== GIVEN RECORDS ==

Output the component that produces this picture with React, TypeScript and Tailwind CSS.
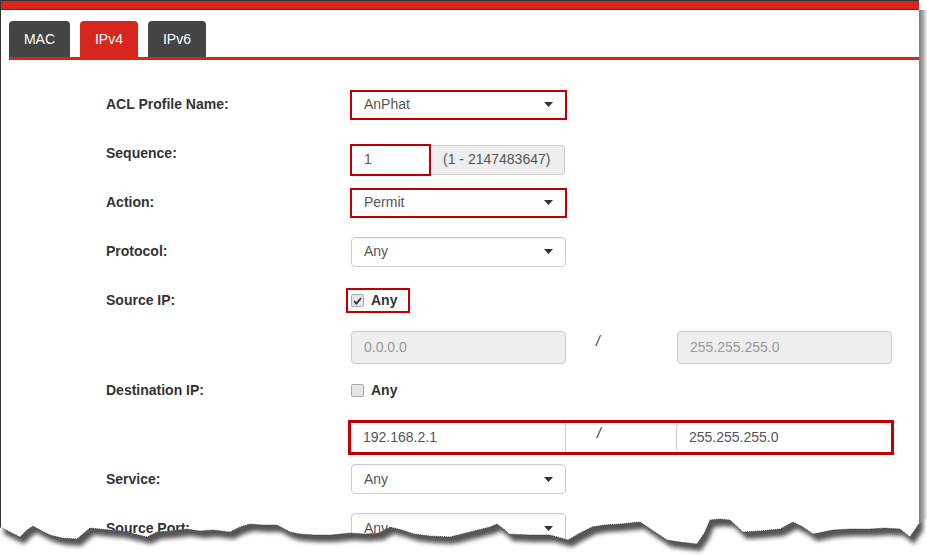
import React from 'react';

const RED = 'border-[#c00000]';

const Caret = () => (
  <svg width="9" height="5" viewBox="0 0 9 5" className="shrink-0">
    <path d="M0 0h9L4.5 5z" fill="#333" />
  </svg>
);

const Label: React.FC<{ text: string }> = ({ text }) => (
  <div className="w-[245px] shrink-0 text-[14px] font-bold text-[#333]">{text}</div>
);

const Select: React.FC<{ value: string; hl?: boolean }> = ({ value, hl }) =>
  hl ? (
    <div className={`-ml-px flex h-[30px] w-[217px] items-center justify-between border-2 ${RED} pl-[12px] pr-[12px] text-[14px] text-[#555]`}>
      <span>{value}</span>
      <Caret />
    </div>
  ) : (
    <div className="flex h-[30px] w-[215px] items-center justify-between rounded-[4px] border border-[#ccc] pl-[12px] pr-[12px] text-[14px] text-[#555] shadow-[inset_0_1px_1px_rgba(0,0,0,0.06)]">
      <span>{value}</span>
      <Caret />
    </div>
  );

const Check: React.FC<{ checked?: boolean }> = ({ checked }) => (
  <div className="flex items-center gap-[7px]">
    <div className="flex h-[13px] w-[13px] items-center justify-center rounded-[2px] border border-[#aaa] bg-[#e6e6e6]">
      {checked && (
        <svg width="9" height="8" viewBox="0 0 9 8">
          <path d="M1 4.2 3.4 6.6 8 1" stroke="#333" strokeWidth="1.8" fill="none" />
        </svg>
      )}
    </div>
    <span className="text-[14px] font-bold text-[#333]">Any</span>
  </div>
);

// torn paper edge along the bottom of the capture
const edge: [number, number][] = [
  [0, 30], [10, 35], [20, 40], [27, 33], [33, 29], [42, 34], [50, 38], [62, 41], [77, 42], [84, 36],
  [90, 31], [100, 32], [110, 33], [122, 34], [135, 37], [147, 40], [157, 35], [170, 34], [187, 32],
  [200, 34], [213, 33], [230, 35], [240, 30], [250, 27], [262, 28], [277, 28], [290, 35], [300, 37],
  [315, 38], [331, 38], [350, 36], [365, 37], [379, 36], [390, 30], [402, 33], [414, 37], [430, 39],
  [450, 40], [470, 35], [490, 30], [497, 27], [505, 33], [509, 37], [530, 38], [550, 38], [568, 43],
  [580, 36], [592, 30], [604, 28], [620, 27], [640, 25], [655, 35], [667, 43], [680, 45], [697, 47],
  [705, 35], [710, 23], [720, 22], [730, 23], [743, 35], [760, 34], [780, 32], [793, 25], [803, 30],
  [813, 37], [833, 33], [850, 32], [870, 32], [885, 31], [900, 32], [910, 40], [918, 28], [919, 27],
];

const TornEdge = () => {
  const line = edge.map(([x, y]) => `${x},${y}`).join(' ');
  const below = `M${edge.map(([x, y]) => `${x},${y}`).join(' L')} L927,20 L927,60 L0,60 Z`;
  const paper = `M0,0 L919,0 L${edge.slice().reverse().map(([x, y]) => `${x},${y}`).join(' L')} Z`;
  return (
    <svg className="pointer-events-none absolute bottom-0 left-0" width="927" height="60" viewBox="0 0 927 60">
      <defs>
        <filter id="blur" x="-5%" y="-50%" width="110%" height="200%">
          <feGaussianBlur stdDeviation="2.2" />
        </filter>
        <clipPath id="below">
          <path d={below} />
        </clipPath>
      </defs>
      <path d={below} fill="#fff" />
      <g clipPath="url(#below)">
        <path d={paper} fill="#555" filter="url(#blur)" transform="translate(4,7)" />
      </g>
      <polyline points={line} fill="none" stroke="#333" strokeWidth="0.8" strokeDasharray="1 1" />
    </svg>
  );
};

export default function App() {
  return (
    <div className="relative flex h-[557px] w-[927px] overflow-hidden bg-white font-['Liberation_Sans',Arial,sans-serif]">
      <div className="block w-[919px] shrink-0 border-l border-t border-[#333]">
        <div className="h-[8px] bg-[#d8261e]" />
        <div className="h-px bg-[#8a1a14]" />

        {/* tabs */}
        <div className="ml-[8px] mt-[11px] flex gap-[10px] border-b-[3px] border-[#d8261e]">
          <div className="flex h-[36px] w-[61px] items-center justify-center rounded-t-[4px] bg-[#444] text-[14px] text-white">MAC</div>
          <div className="flex h-[36px] w-[58px] items-center justify-center rounded-t-[4px] bg-[#d8261e] text-[14px] text-white">IPv4</div>
          <div className="flex h-[36px] w-[58px] items-center justify-center rounded-t-[4px] bg-[#444] text-[14px] text-white">IPv6</div>
        </div>

        <div className="mt-[20px] flex flex-col pl-[105px]">
          <div className="flex h-[49px] shrink-0 items-center">
            <Label text="ACL Profile Name:" />
            <Select value="AnPhat" hl />
          </div>

          <div className="flex h-[49px] shrink-0 items-center">
            <Label text="Sequence:" />
            <div className="mt-[12px] flex">
              <div className={`-ml-px flex h-[32px] w-[81px] items-center border-2 ${RED} pl-[12px] text-[14px] text-[#555]`}>1</div>
              <div className="my-px flex h-[30px] w-[134px] items-center rounded-r-[4px] border border-l-0 border-[#ccc] bg-[#eee] pl-[12px] text-[14px] text-[#555]">
                (1 - 2147483647)
              </div>
            </div>
          </div>

          <div className="flex h-[49px] shrink-0 items-center">
            <Label text="Action:" />
            <Select value="Permit" hl />
          </div>

          <div className="flex h-[49px] shrink-0 items-center">
            <Label text="Protocol:" />
            <Select value="Any" />
          </div>

          <div className="flex h-[49px] shrink-0 items-center">
            <Label text="Source IP:" />
            <div className={`-ml-[5px] flex h-[25px] w-[64px] items-center border-2 ${RED} pl-[3px]`}>
              <Check checked />
            </div>
          </div>

          <div className="flex h-[44px] shrink-0 items-center">
            <div className="w-[245px] shrink-0" />
            <div className="flex h-[33px] w-[215px] items-center rounded-[4px] border border-[#ccc] bg-[#eee] pl-[12px] text-[14px] text-[#999]">0.0.0.0</div>
            <div className="h-[33px] w-[111px] pl-[30px] text-[14px] italic text-[#333]">/</div>
            <div className="flex h-[33px] w-[215px] items-center rounded-[4px] border border-[#ccc] bg-[#eee] pl-[12px] text-[14px] text-[#999]">255.255.255.0</div>
          </div>

          <div className="flex h-[42px] shrink-0 items-center">
            <Label text="Destination IP:" />
            <Check />
          </div>

          <div className="flex h-[52px] shrink-0 items-center">
            <div className="w-[242px] shrink-0" />
            <div className={`flex h-[35px] w-[546px] items-stretch border-[3px] ${RED}`}>
              <div className="flex w-[215px] items-center border-r border-[#ccc] pl-[12px] text-[14px] text-[#555]">192.168.2.1</div>
              <div className="w-[110px] pl-[31px] text-[14px] italic text-[#333]">/</div>
              <div className="flex flex-1 items-center rounded-l-[4px] border-l border-[#ccc] pl-[12px] text-[14px] text-[#555]">255.255.255.0</div>
            </div>
          </div>

          <div className="flex h-[32px] shrink-0 items-center">
            <Label text="Service:" />
            <Select value="Any" />
          </div>

          <div className="flex h-[66px] shrink-0 items-center">
            <Label text="Source Port:" />
            <Select value="Any" />
          </div>
        </div>
      </div>

      {/* drop shadow on the right edge */}
      <div className="mt-[10px] w-[8px] shrink-0 bg-gradient-to-r from-[#7a7a7a] via-[#a8a8a8] to-[#f4f4f4]" />

      <TornEdge />
    </div>
  );
}
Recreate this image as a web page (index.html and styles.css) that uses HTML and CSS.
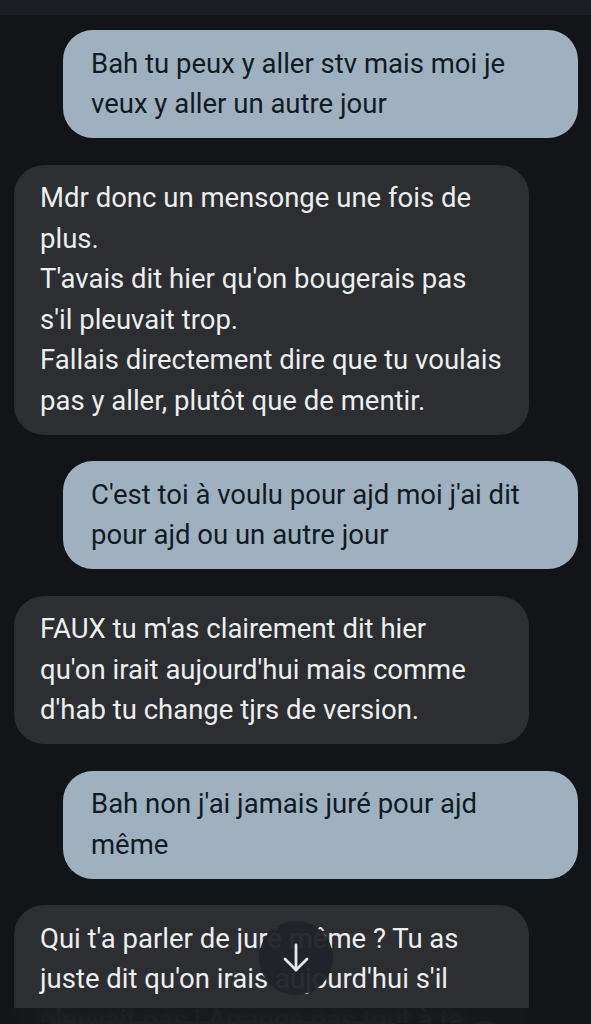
FILE: index.html
```html
<!DOCTYPE html>
<html lang="fr">
<head>
    <meta charset="UTF-8">
    <meta name="viewport" content="width=device-width, initial-scale=1.0">
    <title>Messages</title>
    <link rel="stylesheet" href="styles.css">
</head>
<body>
    <div class="topbar"></div>

    <div class="chat">
        <div class="msg sent">Bah tu peux y aller stv mais moi je veux y aller un autre jour</div>

        <div class="msg received">Mdr donc un mensonge une fois de plus.<br>T'avais dit hier qu'on bougerais pas s'il pleuvait trop.<br>Fallais directement dire que tu voulais pas y aller, plutôt que de mentir.</div>

        <div class="msg sent">C'est toi à voulu pour ajd moi j'ai dit pour ajd ou un autre jour</div>

        <div class="msg received">FAUX tu m'as clairement dit hier<br>qu'on irait aujourd'hui mais comme d'hab tu change tjrs de version.</div>

        <div class="msg sent">Bah non j'ai jamais juré pour ajd même</div>

        <div class="msg received">Qui t'a parler de juré même ? Tu as juste dit qu'on irais aujourd'hui s'il pleuvait pas ! Arrange pas tout à ta sauce.</div>
    </div>

    <button class="scroll-down" aria-label="Descendre">
        <svg width="32" height="32" viewBox="0 0 32 32" fill="none" stroke="#e3e6ea" stroke-width="2.8" stroke-linecap="round" stroke-linejoin="round">
            <path d="M16 3 V28"/>
            <path d="M5 17 L16 28 L27 17"/>
        </svg>
    </button>

    <div class="composer">
        <div class="composer-input"></div>
        <div class="composer-btn"></div>
    </div>
</body>
</html>
```

FILE: styles.css
```css
body {
    margin: 0;
    background-color: #121417;
    font-family: Roboto, "Noto Sans", sans-serif;
    overflow: hidden;
    height: 1024px;
}
.topbar {
    height: 15px;
    background: #1b1e24;
}
.chat {
    display: flex;
    flex-direction: column;
    gap: 26.5px;
    padding: 15px 13px 0 14px;
    height: 993px;
    overflow: hidden;
}
.msg {
    box-sizing: border-box;
    flex-shrink: 0;
    width: 515px;
    font-size: 27.5px;
    line-height: 40.5px;
    border-radius: 30px;
}
.sent {
    align-self: flex-end;
    background: #9fb1be;
    color: #121a22;
    padding: 13.5px 40px 13.5px 28px;
}
.received {
    align-self: flex-start;
    background: #2c2e31;
    color: #eceef0;
    padding: 13.5px 26px 13.5px 26px;
}
.scroll-down {
    position: fixed;
    left: 259px;
    top: 921px;
    width: 74px;
    height: 74px;
    border: none;
    border-radius: 50%;
    background: rgba(32, 36, 42, 0.96);
    display: flex;
    align-items: center;
    justify-content: center;
    padding: 0;
}
.composer {
    position: fixed;
    left: 0;
    right: 0;
    top: 1008px;
    height: 40px;
    background: rgba(20, 22, 25, 0.9);
    backdrop-filter: blur(6px);
    display: flex;
    gap: 50px;
    padding: 13px 0 0 35px;
}
.composer-input {
    width: 375px;
    height: 50px;
    border-radius: 25px;
    background: #1d2024;
}
.composer-btn {
    width: 50px;
    height: 50px;
    border-radius: 50%;
    background: #1d2024;
}
```
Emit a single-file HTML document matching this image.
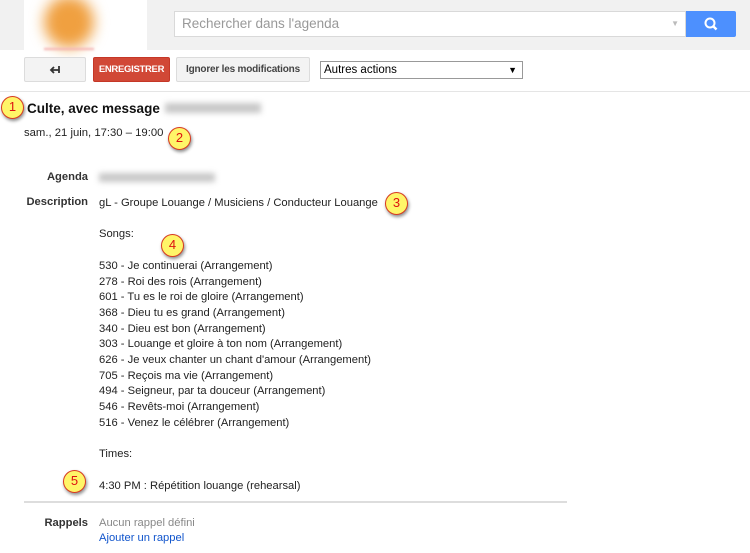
<!DOCTYPE html>
<html><head><meta charset="utf-8">
<style>
*{margin:0;padding:0;box-sizing:border-box}
body{width:750px;height:553px;position:relative;background:#fff;font-family:"Liberation Sans",Arial,sans-serif;font-size:11.2px;color:#222;overflow:hidden}
.a{position:absolute;white-space:nowrap}
.hdr{left:0;top:0;width:750px;height:50px;background:#f1f1f1}
.logo{left:24px;top:0;width:123px;height:50px;background:#fff}
.blob{left:44px;top:-4px;width:50px;height:52px;border-radius:50%;background:#f0a040;filter:blur(7px)}
.search{left:174px;top:11px;width:512px;height:26px;background:#fff;border:1px solid #d9d9d9;color:#999;font-size:13.5px;line-height:24px;padding-left:7px}
.sbtn{left:686px;top:11px;width:50px;height:26px;background:#4d90fe;border-radius:0 2px 2px 0}
.btn{top:57px;height:25px;border:1px solid #dcdcdc;background:#f3f3f3;border-radius:2px;font-size:10px;font-weight:bold;color:#444;line-height:23px;text-align:center;letter-spacing:-0.2px}
.red{background:#d14836;border-color:#c53727;color:#fff;font-size:9.5px;letter-spacing:-0.3px}
.sel{left:320px;top:61px;width:203px;height:18px;border:1px solid #999;background:#fff;font-size:11.5px;line-height:16px;padding-left:3px;color:#000}
.lbl{font-weight:bold;color:#333;text-align:right;width:64px;left:24px}
.c{width:23px;height:23px;border-radius:50%;background:#fff568;border:1.5px solid #d83a20;box-shadow:1px 2px 3px rgba(0,0,0,.45);color:#d11;font-size:13px;text-align:center;line-height:20px}
.blur{background:#c8c8c8;filter:blur(3px);height:9px}
</style></head><body>
<div class="a hdr"></div>
<div class="a logo"></div>
<div class="a blob"></div>
<div class="a" style="left:44px;top:48px;width:50px;height:2px;background:#f3b0b0;filter:blur(1px)"></div>
<div class="a search">Rechercher dans l'agenda<span style="position:absolute;right:6px;top:0;font-size:8px;color:#bbb">▼</span></div>
<div class="a sbtn"><svg width="50" height="26" viewBox="0 0 50 26"><circle cx="24" cy="12" r="4.5" fill="none" stroke="#fff" stroke-width="2"/><line x1="27" y1="15" x2="30.5" y2="18.5" stroke="#fff" stroke-width="2.5"/></svg></div>

<div class="a btn" style="left:24px;width:62px"><svg width="16" height="12" viewBox="0 0 16 12" style="margin-top:6px"><path d="M12 2v7M12 6H4M7 3L4 6l3 3" fill="none" stroke="#333" stroke-width="1.8"/></svg></div>
<div class="a btn red" style="left:93px;width:77px">ENREGISTRER</div>
<div class="a btn" style="left:176px;width:134px">Ignorer les modifications</div>
<div class="a sel">Autres actions<span style="position:absolute;right:5px;font-size:9px">▼</span></div>
<div class="a" style="left:0;top:91px;width:750px;height:1px;background:#e5e5e5"></div>

<div class="a" style="left:27px;top:101px;font-size:13.5px;font-weight:bold;color:#111">Culte, avec message</div>
<div class="a blur" style="left:165px;top:103px;width:96px;height:10px"></div>
<div class="a" style="left:24px;top:127px;font-size:11.3px;color:#222">sam., 21 juin, 17:30 – 19:00</div>

<div class="a lbl" style="top:171px">Agenda</div>
<div class="a blur" style="left:99px;top:173px;width:116px"></div>
<div class="a lbl" style="top:196px">Description</div>
<div class="a" style="left:99px;top:196px;line-height:15.7px;color:#222">
gL - Groupe Louange / Musiciens / Conducteur Louange<br><br>Songs:<br><br>
530 - Je continuerai (Arrangement)<br>
278 - Roi des rois (Arrangement)<br>
601 - Tu es le roi de gloire (Arrangement)<br>
368 - Dieu tu es grand (Arrangement)<br>
340 - Dieu est bon (Arrangement)<br>
303 - Louange et gloire à ton nom (Arrangement)<br>
626 - Je veux chanter un chant d'amour (Arrangement)<br>
705 - Reçois ma vie (Arrangement)<br>
494 - Seigneur, par ta douceur (Arrangement)<br>
546 - Revêts-moi (Arrangement)<br>
516 - Venez le célébrer (Arrangement)<br><br>
Times:<br><br>
4:30 PM : Répétition louange (rehearsal)</div>
<div class="a" style="left:24px;top:501px;width:543px;height:2px;background:#ddd"></div>
<div class="a lbl" style="top:517px">Rappels</div>
<div class="a" style="left:99px;top:517px;color:#888">Aucun rappel défini</div>
<div class="a" style="left:99px;top:532px;color:#1155cc">Ajouter un rappel</div>

<div class="a c" style="left:1px;top:96px">1</div>
<div class="a c" style="left:168px;top:127px">2</div>
<div class="a c" style="left:385px;top:192px">3</div>
<div class="a c" style="left:161px;top:234px">4</div>
<div class="a c" style="left:63px;top:470px">5</div>
</body></html>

===

### DIRECTIONS FOR THIS TASK
Find every line in the records above that contains the word "styles", and copy each one.

### IN RESPONSE
Recreate this image as a web page (index.html and styles.css) that uses HTML and CSS.
    <link rel="stylesheet" href="styles.css">
FILE: styles.css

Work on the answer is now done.